No money had to be sent in with any return that first year. Instead each taxpayer’s computation of his liability was verified by the bureau’s field agents, who then sent out bills. A New York Times editorial complained that this gave the taxpayer “the same option that the eel has about being skinned.” Nonetheless, the process proceeded amazingly smoothly. By June 1, 1914, the tax bills were ready to be sent out, payable by the end of the month. When the receipts were tallied, more than twenty-eight million dollars had been collected. That was far less than the seventy million dollars Hull had predicted, but it was enough to prove to most members of Congress that a great resource had been discovered for raising revenue without grave consequences at the polls.
In fact the new tax created political capital for most of those involved. The average tariff rate had been lowered from a high of more than 40 percent to about 29 percent. There were, of course, court challenges. But in 1916 the Supreme Court, led by Justice White, the chief dissenter in the Pollock case, found the tax constitutional on all counts. Hull immediately declared, “We are now free to go ahead to revise the law to meet new needs.” Later that year he proposed augmenting the tax to raise an additional seventy-five million dollars “without making it burdensome.”
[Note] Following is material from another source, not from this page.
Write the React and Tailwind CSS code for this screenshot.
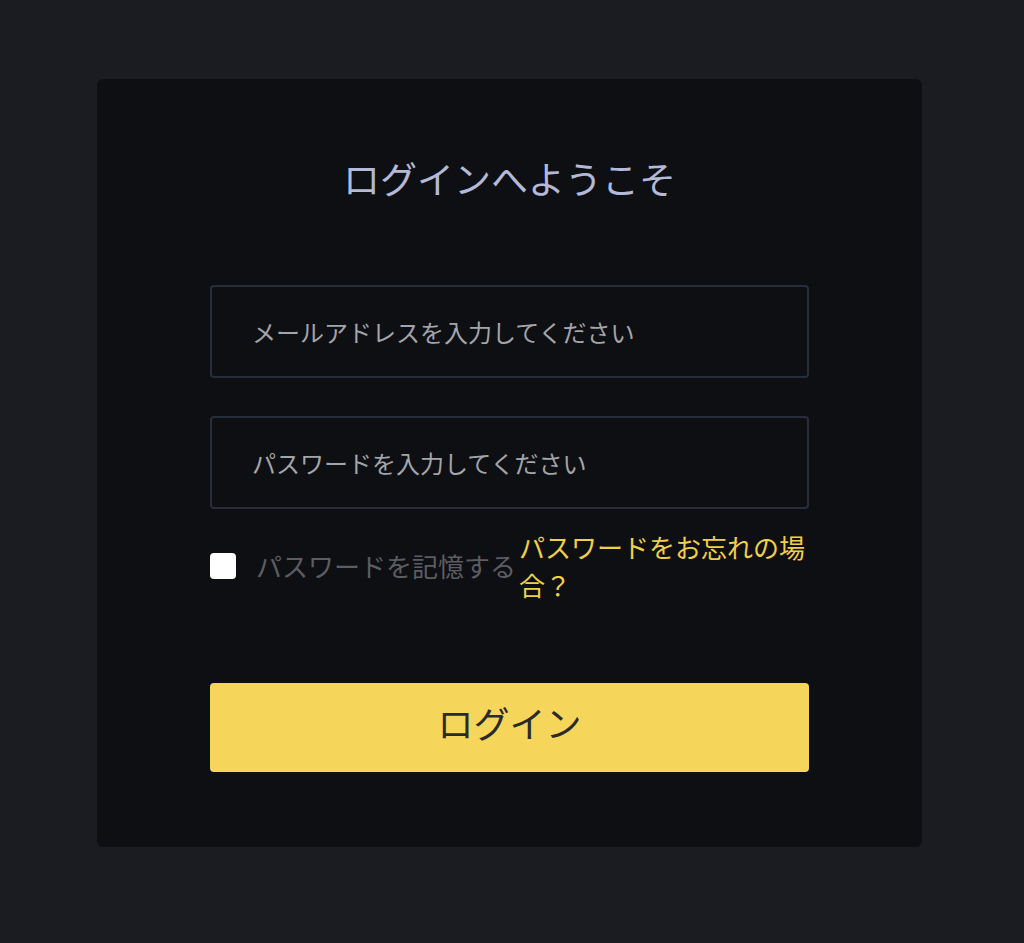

As everybody knows, taxes would never be that low—or that popular—again. The assassination of Archduke Franz Ferdinand in Sarajevo on June 28, 1914, changed everything. By 1919 the maximum tax rate had risen from 7 percent to 77 percent, and the Revenue Act of 1917 had lowered the minimum taxable income to one thousand dollars. As Hull had observed in a 1910 speech to the House, “We cannot expect always to be at peace. If this nation were tomorrow plunged into a war with a great commercial country … we would be helpless to prosecute [it] without taxing the wealth of the country in the form of incomes.” It would take just one more great war, less than three decades later, to transform Hull’s gentlemanly “class tax” into the mass tax we know today.